As soon as we got done with my audience-focused interrogation, I could see the gears in her noodle spinning. She had stories could tell that would be a great introduction. She felt more confident in her ability to write like a human being and be conversational and relatable. She knew exactly what posture and tone she needed to strike to be successful.

All because she stopped, took a breath, closed her eyes, and purposefully focused on finding the human behind the question.

Now, it’s your turn

The next time you sit down to create a piece of content, I want you to take 10 minutes and fill out my audience planning worksheet.

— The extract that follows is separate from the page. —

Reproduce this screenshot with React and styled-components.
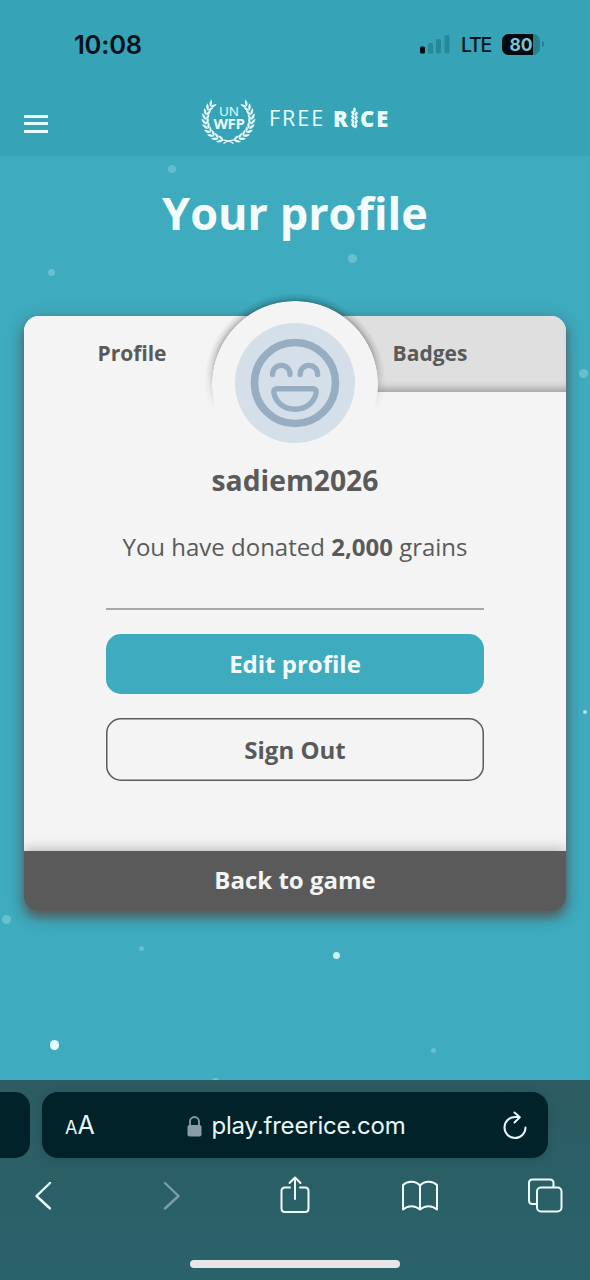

Now, once you jot down what your specific content topic or question is, I want you to close your eyes and imagine this person is coming up to you on the street. You see them approaching. They ask you that question you’re going to answer in your blog or your video. The question you already know the answer to.

But first, before you rush to write your answer down, I want you to stop. I want you to look at them. Then, tell me this:

Did they run up to you or walk up to you?